Question

In the figure shown below, if the block is a cube of side $1\text{m}$, then loss of mechanical energy during impact if the difference in vertical heights between the two horizontal surfaces is very small is:

• A. $5\text{J}$
• B. $6\text{J}$
• C. $6\text{J}$
• D. $8\text{J}$

Answer 1

The correct option is A $5\text{J}$

Given,
mass of the cube, $m=1\text{kg}$
side of the cube, $a=1\text{m}$

After impact, the cube will rotate about B,

From conservation of angular momentum about B,

$\text{Initial angular momentum of the cube about B= Final angular momentum of the cube about B}$

$L_i=L_f$

$\Rightarrow mv{r}_{\perp }=I_B\omega ......\left(1\right)$

Here, $r_{\perp }=OA=\frac{1}{2}\text{m}$

$v=4\text{m/s}$,

$I_B=I_O+m(OB{)}^2$

$=m\frac{a^2}{6}+ma\times (\frac{1}{\sqrt{2}}{)}^2$.

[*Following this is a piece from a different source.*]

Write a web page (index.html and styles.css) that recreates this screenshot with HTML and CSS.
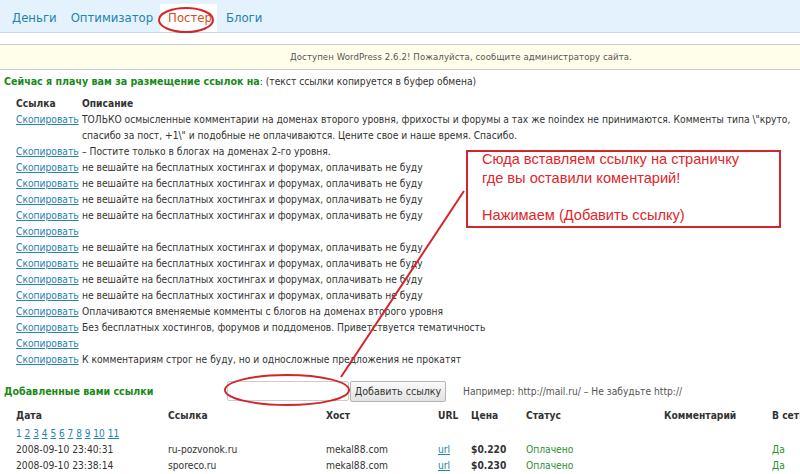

Substituting the values in $\left(1\right)$,

$\Rightarrow 1\times 4\times \frac{1}{2}=[\frac{1\times 1^2}{6}+1\times {\left(\frac{1}{\sqrt{2}}\right)}^2]\omega$

$\Rightarrow 2=\frac{2}{3}\omega$

$\therefore \omega =3\text{rad/s}$

Now, loss of mechanical energy,

$\Delta E=E_i-E_f$

$\Rightarrow \Delta E=\frac{1}{2}m{v}^2-\frac{1}{2}I{w}^2$

$\Rightarrow \Delta E=\frac{1}{2}\times 1\times 4^2-\frac{1}{2}\times [\frac{1\times 1^2}{6}+1\times {\left(\frac{1}{\sqrt{2}}\right)}^2]\times 3^2$

$\Rightarrow \Delta E=8-3=5\text{J}$

Hence, option $\left(a\right)$ is correct option.